- _Exercise task_
All of the lines below are to be printed again exactly; images are excluded from the output.

(Collected data entries)
════════════════════

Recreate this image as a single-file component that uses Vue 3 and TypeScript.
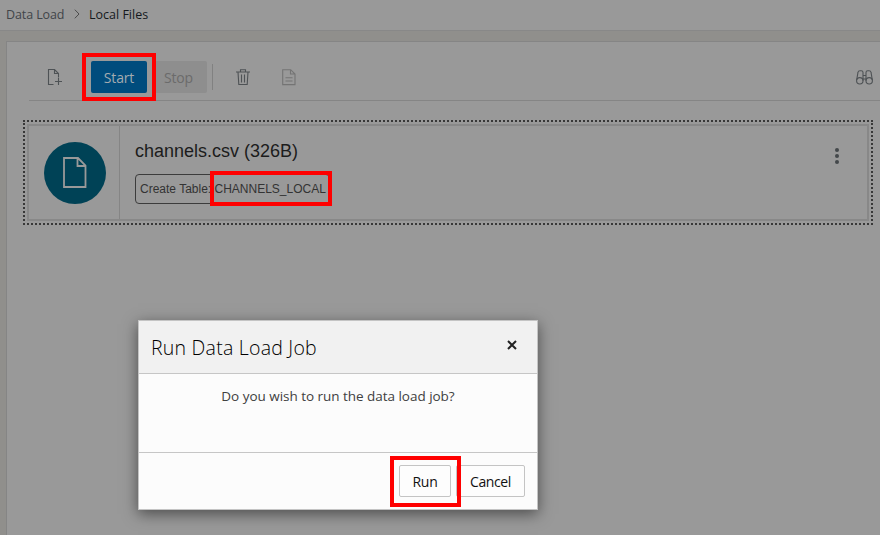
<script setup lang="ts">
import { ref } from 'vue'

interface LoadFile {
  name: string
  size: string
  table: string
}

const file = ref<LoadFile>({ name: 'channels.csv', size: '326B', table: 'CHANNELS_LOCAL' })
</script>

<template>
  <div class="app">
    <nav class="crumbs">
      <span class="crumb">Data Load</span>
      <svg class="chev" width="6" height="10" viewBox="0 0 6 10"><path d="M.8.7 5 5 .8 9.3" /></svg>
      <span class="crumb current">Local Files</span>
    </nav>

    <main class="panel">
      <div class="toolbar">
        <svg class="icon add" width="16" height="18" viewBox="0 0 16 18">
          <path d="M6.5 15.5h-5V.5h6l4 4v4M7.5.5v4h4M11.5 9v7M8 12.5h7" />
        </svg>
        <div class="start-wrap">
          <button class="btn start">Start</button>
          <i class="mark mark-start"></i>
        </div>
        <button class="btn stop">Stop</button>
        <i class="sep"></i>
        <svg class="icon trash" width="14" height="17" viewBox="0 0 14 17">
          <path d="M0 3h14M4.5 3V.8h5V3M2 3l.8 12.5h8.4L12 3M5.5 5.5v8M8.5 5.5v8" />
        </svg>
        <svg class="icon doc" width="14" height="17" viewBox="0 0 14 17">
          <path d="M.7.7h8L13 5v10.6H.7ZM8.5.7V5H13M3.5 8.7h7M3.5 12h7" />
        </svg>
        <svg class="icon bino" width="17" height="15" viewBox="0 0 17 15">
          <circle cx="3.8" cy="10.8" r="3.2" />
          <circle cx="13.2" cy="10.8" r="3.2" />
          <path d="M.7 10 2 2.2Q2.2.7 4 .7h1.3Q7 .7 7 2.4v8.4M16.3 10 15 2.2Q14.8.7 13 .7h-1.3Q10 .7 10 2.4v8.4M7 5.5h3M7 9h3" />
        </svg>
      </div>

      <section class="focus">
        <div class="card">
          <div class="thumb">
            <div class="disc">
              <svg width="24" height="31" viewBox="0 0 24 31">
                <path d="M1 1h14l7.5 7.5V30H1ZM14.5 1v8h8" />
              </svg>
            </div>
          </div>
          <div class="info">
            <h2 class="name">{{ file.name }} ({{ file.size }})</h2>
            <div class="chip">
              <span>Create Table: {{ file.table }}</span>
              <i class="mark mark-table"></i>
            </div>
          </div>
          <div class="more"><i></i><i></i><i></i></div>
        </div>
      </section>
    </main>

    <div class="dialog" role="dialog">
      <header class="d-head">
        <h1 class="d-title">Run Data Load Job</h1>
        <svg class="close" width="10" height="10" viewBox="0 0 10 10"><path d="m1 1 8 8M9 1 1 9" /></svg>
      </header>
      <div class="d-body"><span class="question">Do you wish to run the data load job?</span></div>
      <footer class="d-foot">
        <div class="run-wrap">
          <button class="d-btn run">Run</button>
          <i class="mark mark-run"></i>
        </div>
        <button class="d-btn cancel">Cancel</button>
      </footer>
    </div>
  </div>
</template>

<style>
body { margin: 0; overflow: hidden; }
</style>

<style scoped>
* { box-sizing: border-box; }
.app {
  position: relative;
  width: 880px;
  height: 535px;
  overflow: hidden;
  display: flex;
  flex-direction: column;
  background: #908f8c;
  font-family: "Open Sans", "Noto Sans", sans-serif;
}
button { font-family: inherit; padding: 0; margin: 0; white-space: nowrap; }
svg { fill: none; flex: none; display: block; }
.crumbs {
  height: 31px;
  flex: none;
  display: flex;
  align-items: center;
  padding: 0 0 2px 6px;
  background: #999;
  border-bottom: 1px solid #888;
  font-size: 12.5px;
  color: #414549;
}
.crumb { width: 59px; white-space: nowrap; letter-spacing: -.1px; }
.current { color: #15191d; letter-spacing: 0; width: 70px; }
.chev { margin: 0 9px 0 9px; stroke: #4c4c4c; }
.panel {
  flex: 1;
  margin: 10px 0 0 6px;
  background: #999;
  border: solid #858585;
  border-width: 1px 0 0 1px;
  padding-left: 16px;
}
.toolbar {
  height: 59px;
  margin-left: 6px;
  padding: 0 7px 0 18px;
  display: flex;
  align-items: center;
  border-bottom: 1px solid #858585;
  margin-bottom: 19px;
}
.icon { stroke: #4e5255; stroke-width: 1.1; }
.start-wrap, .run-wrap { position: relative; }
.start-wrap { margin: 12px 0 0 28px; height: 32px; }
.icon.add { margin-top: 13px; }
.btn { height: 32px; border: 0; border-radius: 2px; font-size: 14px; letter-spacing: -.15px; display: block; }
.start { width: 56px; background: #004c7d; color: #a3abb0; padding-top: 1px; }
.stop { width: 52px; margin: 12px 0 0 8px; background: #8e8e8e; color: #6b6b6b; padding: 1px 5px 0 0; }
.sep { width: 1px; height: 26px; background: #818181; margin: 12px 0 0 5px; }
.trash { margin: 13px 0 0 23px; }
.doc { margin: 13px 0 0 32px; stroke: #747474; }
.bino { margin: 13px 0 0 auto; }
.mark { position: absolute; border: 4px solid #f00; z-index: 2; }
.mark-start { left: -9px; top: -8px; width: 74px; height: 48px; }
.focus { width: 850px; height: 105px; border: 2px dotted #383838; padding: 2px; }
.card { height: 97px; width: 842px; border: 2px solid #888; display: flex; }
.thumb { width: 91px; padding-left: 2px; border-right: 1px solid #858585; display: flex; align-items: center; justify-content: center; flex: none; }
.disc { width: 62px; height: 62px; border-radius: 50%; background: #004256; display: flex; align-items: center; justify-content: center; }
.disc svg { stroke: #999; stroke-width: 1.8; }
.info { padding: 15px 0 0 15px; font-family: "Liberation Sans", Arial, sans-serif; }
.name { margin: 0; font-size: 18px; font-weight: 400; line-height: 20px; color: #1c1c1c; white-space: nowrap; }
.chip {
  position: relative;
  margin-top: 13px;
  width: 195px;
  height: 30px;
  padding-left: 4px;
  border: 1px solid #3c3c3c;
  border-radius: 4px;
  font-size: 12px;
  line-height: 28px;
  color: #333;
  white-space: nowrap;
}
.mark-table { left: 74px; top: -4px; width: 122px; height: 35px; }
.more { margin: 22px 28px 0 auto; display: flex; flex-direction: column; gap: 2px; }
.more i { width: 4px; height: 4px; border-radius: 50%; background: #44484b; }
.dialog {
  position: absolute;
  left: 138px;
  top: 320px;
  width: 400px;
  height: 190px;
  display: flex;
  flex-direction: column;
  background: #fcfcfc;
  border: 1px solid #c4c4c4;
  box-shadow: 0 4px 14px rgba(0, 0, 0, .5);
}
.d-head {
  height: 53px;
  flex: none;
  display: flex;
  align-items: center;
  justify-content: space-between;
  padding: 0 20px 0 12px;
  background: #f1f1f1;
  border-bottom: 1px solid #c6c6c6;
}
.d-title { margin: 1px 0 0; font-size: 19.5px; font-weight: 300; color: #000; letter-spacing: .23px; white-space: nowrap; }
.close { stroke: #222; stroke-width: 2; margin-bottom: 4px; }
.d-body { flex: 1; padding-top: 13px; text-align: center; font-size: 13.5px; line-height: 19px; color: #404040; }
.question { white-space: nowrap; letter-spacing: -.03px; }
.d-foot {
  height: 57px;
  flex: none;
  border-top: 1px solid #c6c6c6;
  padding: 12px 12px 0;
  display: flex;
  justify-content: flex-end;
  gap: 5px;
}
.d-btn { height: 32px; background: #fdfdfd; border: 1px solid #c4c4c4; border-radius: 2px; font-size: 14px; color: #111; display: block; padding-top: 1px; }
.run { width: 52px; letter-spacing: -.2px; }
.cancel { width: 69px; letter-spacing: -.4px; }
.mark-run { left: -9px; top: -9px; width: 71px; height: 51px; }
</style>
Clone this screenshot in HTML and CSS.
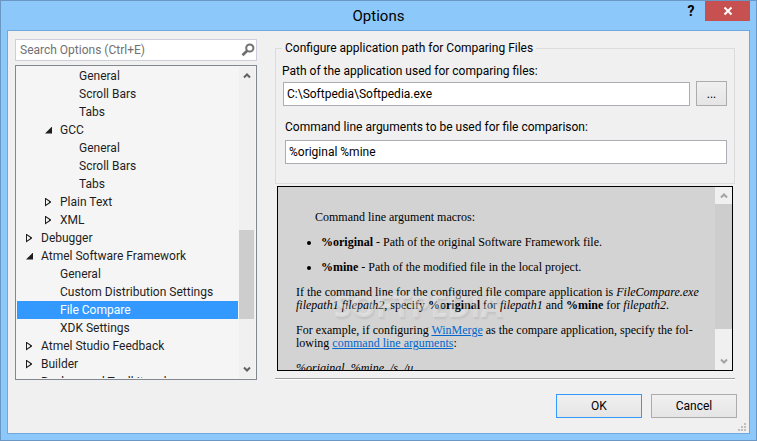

════════════════════

- _Task output_
Recreate this image as a single-file component that uses Vue 3 and TypeScript.
<script setup lang="ts">
import { ref } from 'vue'

interface LoadFile {
  name: string
  size: string
  table: string
}

const file = ref<LoadFile>({ name: 'channels.csv', size: '326B', table: 'CHANNELS_LOCAL' })
</script>

<template>
  <div class="app">
    <nav class="crumbs">
      <span class="crumb">Data Load</span>
      <svg class="chev" width="6" height="10" viewBox="0 0 6 10"><path d="M.8.7 5 5 .8 9.3" /></svg>
      <span class="crumb current">Local Files</span>
    </nav>

    <main class="panel">
      <div class="toolbar">
        <svg class="icon add" width="16" height="18" viewBox="0 0 16 18">
          <path d="M6.5 15.5h-5V.5h6l4 4v4M7.5.5v4h4M11.5 9v7M8 12.5h7" />
        </svg>
        <div class="start-wrap">
          <button class="btn start">Start</button>
          <i class="mark mark-start"></i>
        </div>
        <button class="btn stop">Stop</button>
        <i class="sep"></i>
        <svg class="icon trash" width="14" height="17" viewBox="0 0 14 17">
          <path d="M0 3h14M4.5 3V.8h5V3M2 3l.8 12.5h8.4L12 3M5.5 5.5v8M8.5 5.5v8" />
        </svg>
        <svg class="icon doc" width="14" height="17" viewBox="0 0 14 17">
          <path d="M.7.7h8L13 5v10.6H.7ZM8.5.7V5H13M3.5 8.7h7M3.5 12h7" />
        </svg>
        <svg class="icon bino" width="17" height="15" viewBox="0 0 17 15">
          <circle cx="3.8" cy="10.8" r="3.2" />
          <circle cx="13.2" cy="10.8" r="3.2" />
          <path d="M.7 10 2 2.2Q2.2.7 4 .7h1.3Q7 .7 7 2.4v8.4M16.3 10 15 2.2Q14.8.7 13 .7h-1.3Q10 .7 10 2.4v8.4M7 5.5h3M7 9h3" />
        </svg>
      </div>

      <section class="focus">
        <div class="card">
          <div class="thumb">
            <div class="disc">
              <svg width="24" height="31" viewBox="0 0 24 31">
                <path d="M1 1h14l7.5 7.5V30H1ZM14.5 1v8h8" />
              </svg>
            </div>
          </div>
          <div class="info">
            <h2 class="name">{{ file.name }} ({{ file.size }})</h2>
            <div class="chip">
              <span>Create Table: {{ file.table }}</span>
              <i class="mark mark-table"></i>
            </div>
          </div>
          <div class="more"><i></i><i></i><i></i></div>
        </div>
      </section>
    </main>

    <div class="dialog" role="dialog">
      <header class="d-head">
        <h1 class="d-title">Run Data Load Job</h1>
        <svg class="close" width="10" height="10" viewBox="0 0 10 10"><path d="m1 1 8 8M9 1 1 9" /></svg>
      </header>
      <div class="d-body"><span class="question">Do you wish to run the data load job?</span></div>
      <footer class="d-foot">
        <div class="run-wrap">
          <button class="d-btn run">Run</button>
          <i class="mark mark-run"></i>
        </div>
        <button class="d-btn cancel">Cancel</button>
      </footer>
    </div>
  </div>
</template>

<style>
body { margin: 0; overflow: hidden; }
</style>

<style scoped>
* { box-sizing: border-box; }
.app {
  position: relative;
  width: 880px;
  height: 535px;
  overflow: hidden;
  display: flex;
  flex-direction: column;
  background: #908f8c;
  font-family: "Open Sans", "Noto Sans", sans-serif;
}
button { font-family: inherit; padding: 0; margin: 0; white-space: nowrap; }
svg { fill: none; flex: none; display: block; }
.crumbs {
  height: 31px;
  flex: none;
  display: flex;
  align-items: center;
  padding: 0 0 2px 6px;
  background: #999;
  border-bottom: 1px solid #888;
  font-size: 12.5px;
  color: #414549;
}
.crumb { width: 59px; white-space: nowrap; letter-spacing: -.1px; }
.current { color: #15191d; letter-spacing: 0; width: 70px; }
.chev { margin: 0 9px 0 9px; stroke: #4c4c4c; }
.panel {
  flex: 1;
  margin: 10px 0 0 6px;
  background: #999;
  border: solid #858585;
  border-width: 1px 0 0 1px;
  padding-left: 16px;
}
.toolbar {
  height: 59px;
  margin-left: 6px;
  padding: 0 7px 0 18px;
  display: flex;
  align-items: center;
  border-bottom: 1px solid #858585;
  margin-bottom: 19px;
}
.icon { stroke: #4e5255; stroke-width: 1.1; }
.start-wrap, .run-wrap { position: relative; }
.start-wrap { margin: 12px 0 0 28px; height: 32px; }
.icon.add { margin-top: 13px; }
.btn { height: 32px; border: 0; border-radius: 2px; font-size: 14px; letter-spacing: -.15px; display: block; }
.start { width: 56px; background: #004c7d; color: #a3abb0; padding-top: 1px; }
.stop { width: 52px; margin: 12px 0 0 8px; background: #8e8e8e; color: #6b6b6b; padding: 1px 5px 0 0; }
.sep { width: 1px; height: 26px; background: #818181; margin: 12px 0 0 5px; }
.trash { margin: 13px 0 0 23px; }
.doc { margin: 13px 0 0 32px; stroke: #747474; }
.bino { margin: 13px 0 0 auto; }
.mark { position: absolute; border: 4px solid #f00; z-index: 2; }
.mark-start { left: -9px; top: -8px; width: 74px; height: 48px; }
.focus { width: 850px; height: 105px; border: 2px dotted #383838; padding: 2px; }
.card { height: 97px; width: 842px; border: 2px solid #888; display: flex; }
.thumb { width: 91px; padding-left: 2px; border-right: 1px solid #858585; display: flex; align-items: center; justify-content: center; flex: none; }
.disc { width: 62px; height: 62px; border-radius: 50%; background: #004256; display: flex; align-items: center; justify-content: center; }
.disc svg { stroke: #999; stroke-width: 1.8; }
.info { padding: 15px 0 0 15px; font-family: "Liberation Sans", Arial, sans-serif; }
.name { margin: 0; font-size: 18px; font-weight: 400; line-height: 20px; color: #1c1c1c; white-space: nowrap; }
.chip {
  position: relative;
  margin-top: 13px;
  width: 195px;
  height: 30px;
  padding-left: 4px;
  border: 1px solid #3c3c3c;
  border-radius: 4px;
  font-size: 12px;
  line-height: 28px;
  color: #333;
  white-space: nowrap;
}
.mark-table { left: 74px; top: -4px; width: 122px; height: 35px; }
.more { margin: 22px 28px 0 auto; display: flex; flex-direction: column; gap: 2px; }
.more i { width: 4px; height: 4px; border-radius: 50%; background: #44484b; }
.dialog {
  position: absolute;
  left: 138px;
  top: 320px;
  width: 400px;
  height: 190px;
  display: flex;
  flex-direction: column;
  background: #fcfcfc;
  border: 1px solid #c4c4c4;
  box-shadow: 0 4px 14px rgba(0, 0, 0, .5);
}
.d-head {
  height: 53px;
  flex: none;
  display: flex;
  align-items: center;
  justify-content: space-between;
  padding: 0 20px 0 12px;
  background: #f1f1f1;
  border-bottom: 1px solid #c6c6c6;
}
.d-title { margin: 1px 0 0; font-size: 19.5px; font-weight: 300; color: #000; letter-spacing: .23px; white-space: nowrap; }
.close { stroke: #222; stroke-width: 2; margin-bottom: 4px; }
.d-body { flex: 1; padding-top: 13px; text-align: center; font-size: 13.5px; line-height: 19px; color: #404040; }
.question { white-space: nowrap; letter-spacing: -.03px; }
.d-foot {
  height: 57px;
  flex: none;
  border-top: 1px solid #c6c6c6;
  padding: 12px 12px 0;
  display: flex;
  justify-content: flex-end;
  gap: 5px;
}
.d-btn { height: 32px; background: #fdfdfd; border: 1px solid #c4c4c4; border-radius: 2px; font-size: 14px; color: #111; display: block; padding-top: 1px; }
.run { width: 52px; letter-spacing: -.2px; }
.cancel { width: 69px; letter-spacing: -.4px; }
.mark-run { left: -9px; top: -9px; width: 71px; height: 51px; }
</style>
Clone this screenshot in HTML and CSS.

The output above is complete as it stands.